> **Task requirements**:
Pull out every line containing the string "React".
## BEGIN Data provided
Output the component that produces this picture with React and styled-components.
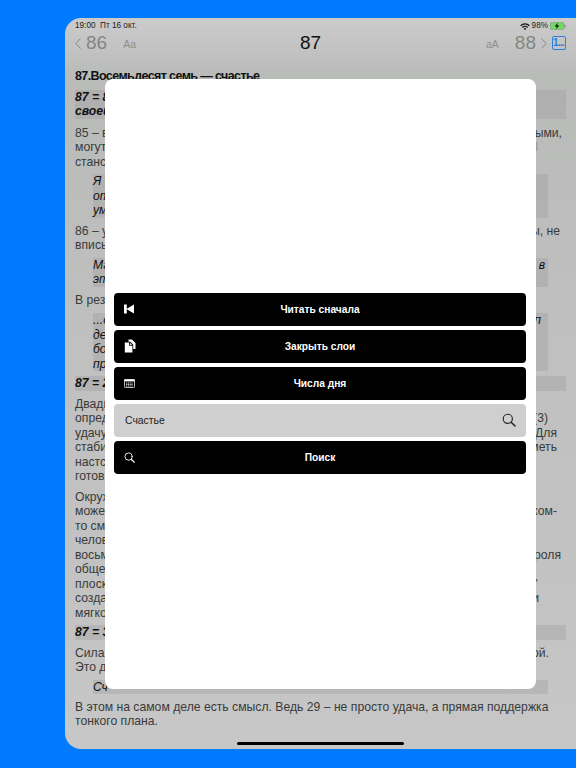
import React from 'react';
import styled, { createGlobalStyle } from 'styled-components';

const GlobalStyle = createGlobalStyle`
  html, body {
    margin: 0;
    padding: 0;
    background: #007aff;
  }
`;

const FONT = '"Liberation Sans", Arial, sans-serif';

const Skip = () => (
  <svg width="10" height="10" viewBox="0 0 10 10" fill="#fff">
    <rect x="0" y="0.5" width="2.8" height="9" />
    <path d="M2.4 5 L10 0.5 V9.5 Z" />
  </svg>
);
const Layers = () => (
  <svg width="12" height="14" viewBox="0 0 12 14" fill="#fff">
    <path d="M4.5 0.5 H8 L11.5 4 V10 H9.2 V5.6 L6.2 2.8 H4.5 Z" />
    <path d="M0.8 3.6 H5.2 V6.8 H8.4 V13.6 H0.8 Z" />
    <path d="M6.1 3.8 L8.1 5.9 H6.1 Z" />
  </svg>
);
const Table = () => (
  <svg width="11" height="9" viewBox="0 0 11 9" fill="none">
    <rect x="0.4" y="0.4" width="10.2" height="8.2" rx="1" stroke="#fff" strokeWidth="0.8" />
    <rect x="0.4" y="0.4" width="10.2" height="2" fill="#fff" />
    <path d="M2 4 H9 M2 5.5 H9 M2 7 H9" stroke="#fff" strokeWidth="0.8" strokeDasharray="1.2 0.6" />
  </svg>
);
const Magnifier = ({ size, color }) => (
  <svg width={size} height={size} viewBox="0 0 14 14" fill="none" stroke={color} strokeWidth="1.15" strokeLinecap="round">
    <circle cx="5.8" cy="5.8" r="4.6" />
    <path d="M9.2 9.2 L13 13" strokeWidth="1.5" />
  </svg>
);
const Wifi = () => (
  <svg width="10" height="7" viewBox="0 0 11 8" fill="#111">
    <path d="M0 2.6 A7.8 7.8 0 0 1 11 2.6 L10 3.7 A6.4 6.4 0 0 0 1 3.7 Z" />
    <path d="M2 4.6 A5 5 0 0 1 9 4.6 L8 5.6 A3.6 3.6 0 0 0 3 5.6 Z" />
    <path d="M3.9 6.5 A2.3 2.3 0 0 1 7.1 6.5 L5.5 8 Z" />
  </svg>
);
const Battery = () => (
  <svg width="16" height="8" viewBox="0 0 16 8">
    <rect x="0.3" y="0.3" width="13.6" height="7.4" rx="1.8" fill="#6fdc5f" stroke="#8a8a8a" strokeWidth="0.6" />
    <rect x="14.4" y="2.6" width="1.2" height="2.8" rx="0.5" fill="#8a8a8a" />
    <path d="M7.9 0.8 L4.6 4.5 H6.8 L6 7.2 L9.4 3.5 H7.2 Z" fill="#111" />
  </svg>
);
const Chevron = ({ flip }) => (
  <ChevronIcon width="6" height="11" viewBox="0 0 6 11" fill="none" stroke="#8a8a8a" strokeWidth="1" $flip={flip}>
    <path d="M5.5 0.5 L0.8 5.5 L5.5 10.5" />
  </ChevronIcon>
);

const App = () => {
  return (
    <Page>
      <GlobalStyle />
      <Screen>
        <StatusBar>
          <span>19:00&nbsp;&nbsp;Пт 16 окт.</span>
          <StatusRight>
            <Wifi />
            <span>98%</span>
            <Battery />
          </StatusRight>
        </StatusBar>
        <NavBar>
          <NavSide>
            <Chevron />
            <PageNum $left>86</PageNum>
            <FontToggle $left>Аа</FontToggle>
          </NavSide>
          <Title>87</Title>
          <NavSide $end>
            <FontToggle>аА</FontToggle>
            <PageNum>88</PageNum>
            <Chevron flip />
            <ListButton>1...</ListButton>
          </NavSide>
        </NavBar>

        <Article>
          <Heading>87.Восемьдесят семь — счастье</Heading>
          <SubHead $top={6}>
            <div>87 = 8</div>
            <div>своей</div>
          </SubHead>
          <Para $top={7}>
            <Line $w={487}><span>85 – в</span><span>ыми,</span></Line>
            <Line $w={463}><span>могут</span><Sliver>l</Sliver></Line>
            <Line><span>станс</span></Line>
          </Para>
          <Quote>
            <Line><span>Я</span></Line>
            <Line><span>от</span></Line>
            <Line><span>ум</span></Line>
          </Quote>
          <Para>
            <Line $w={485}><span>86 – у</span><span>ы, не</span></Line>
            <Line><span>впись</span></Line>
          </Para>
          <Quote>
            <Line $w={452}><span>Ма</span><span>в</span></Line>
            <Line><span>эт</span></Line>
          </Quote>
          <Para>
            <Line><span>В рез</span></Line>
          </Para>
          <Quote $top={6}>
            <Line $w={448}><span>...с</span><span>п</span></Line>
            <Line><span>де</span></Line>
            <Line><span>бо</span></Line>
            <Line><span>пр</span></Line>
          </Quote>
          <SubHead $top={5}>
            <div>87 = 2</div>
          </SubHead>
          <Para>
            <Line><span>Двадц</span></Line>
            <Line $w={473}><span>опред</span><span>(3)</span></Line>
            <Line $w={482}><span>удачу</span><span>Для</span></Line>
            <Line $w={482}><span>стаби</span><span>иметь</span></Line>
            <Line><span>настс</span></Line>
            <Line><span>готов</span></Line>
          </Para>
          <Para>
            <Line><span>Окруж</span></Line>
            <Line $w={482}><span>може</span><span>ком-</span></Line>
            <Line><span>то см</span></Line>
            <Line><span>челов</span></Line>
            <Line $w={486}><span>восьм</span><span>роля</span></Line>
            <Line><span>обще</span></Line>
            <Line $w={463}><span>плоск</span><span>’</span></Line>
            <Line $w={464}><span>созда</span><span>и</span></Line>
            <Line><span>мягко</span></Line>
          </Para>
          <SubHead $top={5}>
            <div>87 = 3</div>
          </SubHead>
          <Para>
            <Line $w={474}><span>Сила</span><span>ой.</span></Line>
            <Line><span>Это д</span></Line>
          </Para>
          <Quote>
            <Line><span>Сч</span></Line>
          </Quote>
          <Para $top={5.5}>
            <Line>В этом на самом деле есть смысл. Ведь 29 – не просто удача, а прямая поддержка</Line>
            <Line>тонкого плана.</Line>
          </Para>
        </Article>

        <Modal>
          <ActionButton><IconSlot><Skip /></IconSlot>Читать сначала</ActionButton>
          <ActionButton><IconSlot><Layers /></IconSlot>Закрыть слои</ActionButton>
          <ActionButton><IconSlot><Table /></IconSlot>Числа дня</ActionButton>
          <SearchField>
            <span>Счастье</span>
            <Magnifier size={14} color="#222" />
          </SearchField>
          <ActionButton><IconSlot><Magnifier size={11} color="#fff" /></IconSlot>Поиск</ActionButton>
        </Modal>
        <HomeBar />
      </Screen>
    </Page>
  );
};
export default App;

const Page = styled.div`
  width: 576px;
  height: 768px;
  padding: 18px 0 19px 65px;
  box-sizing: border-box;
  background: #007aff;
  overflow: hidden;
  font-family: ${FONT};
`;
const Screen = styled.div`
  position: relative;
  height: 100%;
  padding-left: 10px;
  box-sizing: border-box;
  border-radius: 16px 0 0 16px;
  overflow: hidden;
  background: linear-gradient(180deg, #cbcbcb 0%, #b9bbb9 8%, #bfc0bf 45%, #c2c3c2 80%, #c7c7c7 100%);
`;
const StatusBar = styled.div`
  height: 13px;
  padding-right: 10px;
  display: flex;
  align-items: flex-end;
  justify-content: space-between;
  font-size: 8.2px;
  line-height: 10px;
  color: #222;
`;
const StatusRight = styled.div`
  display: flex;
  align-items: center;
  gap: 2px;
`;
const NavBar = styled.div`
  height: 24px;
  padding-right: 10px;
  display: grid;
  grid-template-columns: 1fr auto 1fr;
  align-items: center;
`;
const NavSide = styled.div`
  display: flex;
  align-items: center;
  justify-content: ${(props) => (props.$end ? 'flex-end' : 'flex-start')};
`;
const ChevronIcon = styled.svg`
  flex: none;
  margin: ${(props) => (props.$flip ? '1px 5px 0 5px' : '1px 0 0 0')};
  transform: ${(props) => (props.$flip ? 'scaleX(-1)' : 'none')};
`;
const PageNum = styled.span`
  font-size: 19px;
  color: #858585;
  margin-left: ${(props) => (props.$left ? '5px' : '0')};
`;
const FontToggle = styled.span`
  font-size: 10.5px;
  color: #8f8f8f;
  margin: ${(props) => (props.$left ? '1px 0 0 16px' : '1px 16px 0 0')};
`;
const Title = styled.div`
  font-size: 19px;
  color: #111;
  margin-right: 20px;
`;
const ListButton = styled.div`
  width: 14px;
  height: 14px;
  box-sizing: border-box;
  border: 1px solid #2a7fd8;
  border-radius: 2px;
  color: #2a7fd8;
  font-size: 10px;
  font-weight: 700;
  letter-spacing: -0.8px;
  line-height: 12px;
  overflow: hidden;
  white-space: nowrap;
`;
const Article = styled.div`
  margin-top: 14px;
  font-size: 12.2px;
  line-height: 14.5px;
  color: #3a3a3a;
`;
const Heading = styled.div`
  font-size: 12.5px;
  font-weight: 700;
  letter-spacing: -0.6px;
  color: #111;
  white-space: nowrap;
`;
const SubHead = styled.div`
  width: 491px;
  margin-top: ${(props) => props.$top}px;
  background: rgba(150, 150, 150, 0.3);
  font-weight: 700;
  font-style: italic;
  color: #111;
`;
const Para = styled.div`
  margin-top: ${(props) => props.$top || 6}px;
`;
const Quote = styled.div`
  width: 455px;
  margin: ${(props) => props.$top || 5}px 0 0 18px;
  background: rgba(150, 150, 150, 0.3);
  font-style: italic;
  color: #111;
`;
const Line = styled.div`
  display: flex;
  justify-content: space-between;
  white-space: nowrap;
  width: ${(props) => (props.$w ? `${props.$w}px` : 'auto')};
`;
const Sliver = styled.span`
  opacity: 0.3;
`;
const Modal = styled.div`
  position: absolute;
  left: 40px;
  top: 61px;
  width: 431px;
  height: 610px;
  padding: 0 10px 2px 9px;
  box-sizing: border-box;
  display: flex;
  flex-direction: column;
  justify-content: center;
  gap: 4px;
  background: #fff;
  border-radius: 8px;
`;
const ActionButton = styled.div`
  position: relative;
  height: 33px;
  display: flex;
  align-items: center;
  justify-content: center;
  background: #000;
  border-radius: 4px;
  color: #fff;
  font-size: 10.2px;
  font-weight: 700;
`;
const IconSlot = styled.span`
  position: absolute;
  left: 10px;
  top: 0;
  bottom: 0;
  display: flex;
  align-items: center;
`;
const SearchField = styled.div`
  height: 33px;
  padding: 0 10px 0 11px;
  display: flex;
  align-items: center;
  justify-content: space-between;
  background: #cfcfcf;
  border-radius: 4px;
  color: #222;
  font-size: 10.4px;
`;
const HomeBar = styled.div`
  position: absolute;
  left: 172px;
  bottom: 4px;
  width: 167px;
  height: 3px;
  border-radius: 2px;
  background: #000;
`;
## END Data provided
> **Full response**:
Output the component that produces this picture with React and styled-components.
import React from 'react';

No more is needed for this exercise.